L’édition, la distribution et l’absence d’une véritable politique du livre (pas seulement Amazigh, je suppose) sont des freins, des obstacles à sa promotion. En outre, la lecture tout comme l’écriture, est une activité sociale qui n’a pas sa place chez nous. Très peu de gens lisent. L’école n’a pas su ni pu installer cette culture du livre. Il est vrai qu’elle est fortement concurrencée par l’image certes mais la lecture est irremplaçable, comme l’a si bien confirmé Mouloud Feraoun : «Le seul moyen d’être et de devenir cultivé est la lecture». L’histoire lui donne raison. On ne pourra jamais faire l’économie du livre.

Comment est née votre passion de l’écriture ?

En évoquant Feraoun justement, c’était l’un des tous premiers auteurs que j’avais lus. Son écriture, son style, les sujets qu’il aborde m’ont grandement aidé à aimer la lecture. Par la suite, ma curiosité m’a poussé à lire autre chose, à diversifier ma lecture. Enfant, je ne comprenais pas tout ce que je lisais. Mais avec le temps, j’ai acquis la bonne habitude de lire. Ensuite, j’ai eu la chance d’évoluer dans un milieu favorable. J’ai eu des amis qui avaient des livres et qui lisaient beaucoup aussi. D’ailleurs nous sommes toujours restés en contact et nous échangeons toujours des livres. Nous avons créé une sorte de réseau où circulait toute sorte de livres (du moins ceux qui étaient disponibles), y compris ceux écrits clandestinement en tamazight. L’interdit, loin de nous dissuader, était un vrai tremplin. Quel plaisir de lire un livre interdit ! C’était à cette époque-là que je commençais à rédiger des histoires, des contes, à transcrire des poèmes anciens… que je garde toujours. J’ai pu recueillir un important corpus de poèmes inédits.

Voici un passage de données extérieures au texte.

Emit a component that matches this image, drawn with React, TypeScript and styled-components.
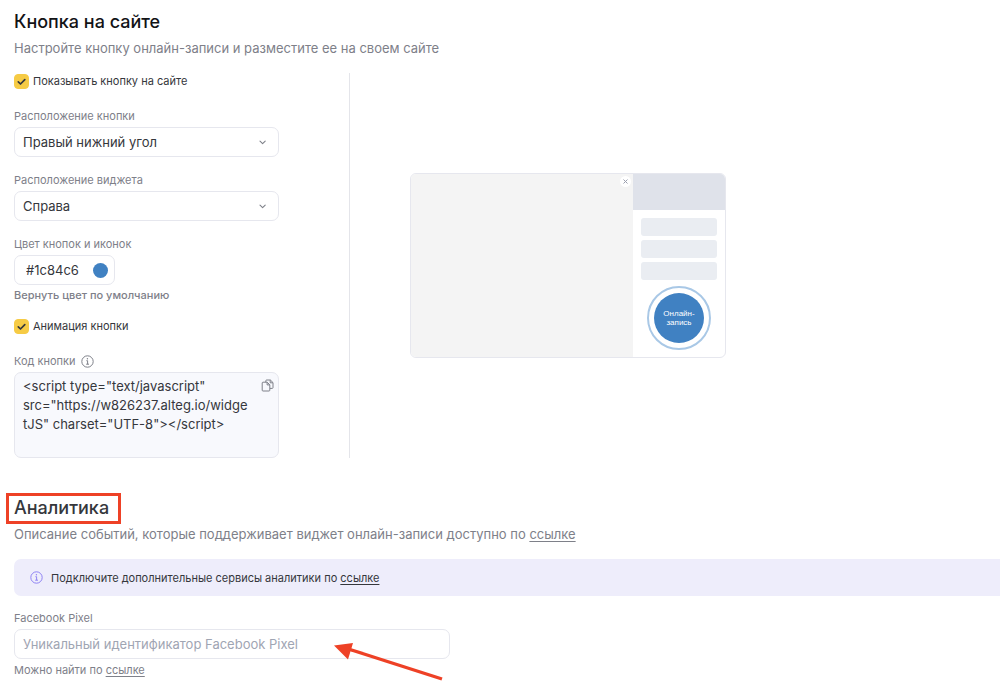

Que vous inspire le mot Tira (écriture) ?

Tira, l’écriture avant d’être une passion, est d’abord un moyen d’expression privilégié. Je crois qu’il n’existe nulle part une civilisation sans écriture. L’écriture c’est aussi une façon de réfléchir à tête reposée, un moyen de création, de conservation et de transmission des idées. En littérature, elle permet de rêver, de donner libre cours à son imaginaire, à son génie créateur…L’écriture, tout comme le reste s’apprend par la pratique surtout et se développe.

Quels sont vos projets futurs ?

Je viens de finir, en collaboration avec mon ami Bellil Yahia, un livre sur un poète résistant du XIXème siècle, en l’occurrence Mohand Saïd Amlikech des At Sidi Ali Ou Abdellah, du village d’Iaggachen, à At Mlikech (Béjaïa). Pour son bicentenaire (il était né en 1812, mort en 1877), l’association culturelle qui porte son nom lui organise un festival culturel qui aura lieu conjointement à Tazmalt, Boudjellil et At Mlikech, du 01 au 04 juillet 2012. J’ai aussi un autre recueil de nouvelles en Kabyle que j’ai intitulé Inig aquccah (un voyage inachevé) qui paraîtra bientôt j’espère, un essai, en français, sur Taos Amrouche et des traductions du français au kabyle dont certains extraits ont déjà paru dans diverses revues, notamment dans ayamun.com consultable en ligne.

Un mot à vos lectrices et lecteurs ?

J’espère qu’ils trouveront bien du plaisir à me lire. Un auteur n’existe que par ses lecteurs. J’attends leurs échos qui me permettront d’aller toujours de l’avant, d’affiner davantage mon style d’écriture.